The FDA recently announced the Plausible Mechanism pathway for rare disease drug development. The idea is that a therapy targeting a specific biological pathway may be relevant across multiple conditions without requiring entirely separate development programs for each.
This represents a shift from indication-based to mechanism-based thinking. It has several implications.
First, it changes how evidence is generated. Data from one condition may inform development in another if the underlying mechanism is shared. This increases the value of translational and cross-indication datasets.
Second, it introduces new challenges for regulators. Evaluating therapies across multiple small populations requires flexibility in how evidence is interpreted, particularly when traditional randomized controlled trial designs are not feasible.
Third, it creates divergence across regions. While the US and UK have begun to formalize these approaches, equivalent frameworks are less developed in Europe. This can create friction and uncertainty for global programs.
The Rare Disease Day panel discussion emphasized that this lack of alignment has practical consequences. Differences in regulatory expectations affect where trials are run, how data is generated, and when therapies become accessible in different regions.
Regulatory systems are moving toward greater flexibility, but the pace and direction of that movement are uneven. For developers, this creates both opportunity and complexity. For patients, it creates variability in access that is currently built into the system.
Data infrastructure is becoming the bottleneck to scale
Precision medicine depends on the ability to identify, stratify, and follow patients across datasets. In rare disease, the limitations of current infrastructure are particularly visible.
Individual datasets are often too small to support robust analysis. Progress depends on linking data across institutions and geographies. However, data is frequently stored in incompatible formats, limiting interoperability.
The cost of this fragmentation is significant, both in financial terms and in lost opportunities for insight.
At the same time, the inputs are improving. Whole genome sequencing costs have declined dramatically, making comprehensive datasets more accessible. Standards such as FHIR and frameworks such as FAIR provide a foundation for integration.

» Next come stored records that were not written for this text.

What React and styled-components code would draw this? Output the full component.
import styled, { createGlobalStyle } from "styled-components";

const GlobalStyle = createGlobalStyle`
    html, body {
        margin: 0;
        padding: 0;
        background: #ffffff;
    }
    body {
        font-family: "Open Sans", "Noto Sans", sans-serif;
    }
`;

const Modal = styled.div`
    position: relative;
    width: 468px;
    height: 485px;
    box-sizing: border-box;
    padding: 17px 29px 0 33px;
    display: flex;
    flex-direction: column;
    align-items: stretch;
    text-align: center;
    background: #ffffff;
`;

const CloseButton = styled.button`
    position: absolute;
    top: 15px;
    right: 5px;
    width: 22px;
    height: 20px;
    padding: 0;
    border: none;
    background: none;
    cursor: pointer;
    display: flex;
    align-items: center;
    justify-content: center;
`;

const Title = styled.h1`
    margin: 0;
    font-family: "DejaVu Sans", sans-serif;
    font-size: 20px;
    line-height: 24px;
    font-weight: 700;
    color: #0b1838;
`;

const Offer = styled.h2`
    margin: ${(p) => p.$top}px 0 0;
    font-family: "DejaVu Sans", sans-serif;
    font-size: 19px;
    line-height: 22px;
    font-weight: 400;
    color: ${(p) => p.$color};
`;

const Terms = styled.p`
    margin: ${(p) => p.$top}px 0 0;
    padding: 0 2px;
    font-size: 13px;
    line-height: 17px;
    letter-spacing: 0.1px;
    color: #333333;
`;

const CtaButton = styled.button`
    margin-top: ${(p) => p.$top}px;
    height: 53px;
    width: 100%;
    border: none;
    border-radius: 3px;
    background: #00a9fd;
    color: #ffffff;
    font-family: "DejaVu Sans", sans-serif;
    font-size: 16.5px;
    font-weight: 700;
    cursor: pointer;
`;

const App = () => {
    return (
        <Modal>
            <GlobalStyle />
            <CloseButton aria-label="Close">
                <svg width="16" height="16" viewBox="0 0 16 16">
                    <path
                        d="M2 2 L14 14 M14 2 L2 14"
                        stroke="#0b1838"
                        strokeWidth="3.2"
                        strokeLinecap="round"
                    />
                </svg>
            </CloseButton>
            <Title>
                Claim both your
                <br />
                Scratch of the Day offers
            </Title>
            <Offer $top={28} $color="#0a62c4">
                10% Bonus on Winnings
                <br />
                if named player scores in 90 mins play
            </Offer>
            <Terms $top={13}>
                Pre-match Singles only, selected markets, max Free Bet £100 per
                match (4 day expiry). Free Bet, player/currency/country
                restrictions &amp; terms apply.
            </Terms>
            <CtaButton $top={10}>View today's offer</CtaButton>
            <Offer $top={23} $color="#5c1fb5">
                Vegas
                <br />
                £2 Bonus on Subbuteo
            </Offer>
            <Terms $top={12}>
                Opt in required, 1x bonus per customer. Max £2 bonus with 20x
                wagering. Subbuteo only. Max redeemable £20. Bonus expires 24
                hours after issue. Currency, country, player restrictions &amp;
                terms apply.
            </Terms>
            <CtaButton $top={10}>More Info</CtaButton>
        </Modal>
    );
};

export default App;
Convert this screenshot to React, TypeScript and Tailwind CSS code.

The constraint is no longer data generation. It is data usability.
The implication is that infrastructure, not science, is becoming the primary limiting factor in scaling precision medicine. Sponsors that can integrate, standardize, and reuse data will be able to move faster and design more efficient trials.
Five-year signals for precision medicine
Several patterns emerging from rare disease provide insight into how precision medicine is likely to evolve over the next five years. These are summarized in the infographic below.
Conclusion
Rare disease concentrates the challenges that precision medicine is beginning to encounter more broadly. The responses developed in this context provide a view of how clinical development is evolving.
Sponsors that treat rare disease as a model rather than a niche will be better positioned to design trials that generate credible evidence, secure regulatory confidence, and translate scientific innovation into real-world impact.
As these approaches scale, the defining difference between programs will be how early design decisions are made and how effectively they are integrated into the trial from the outset.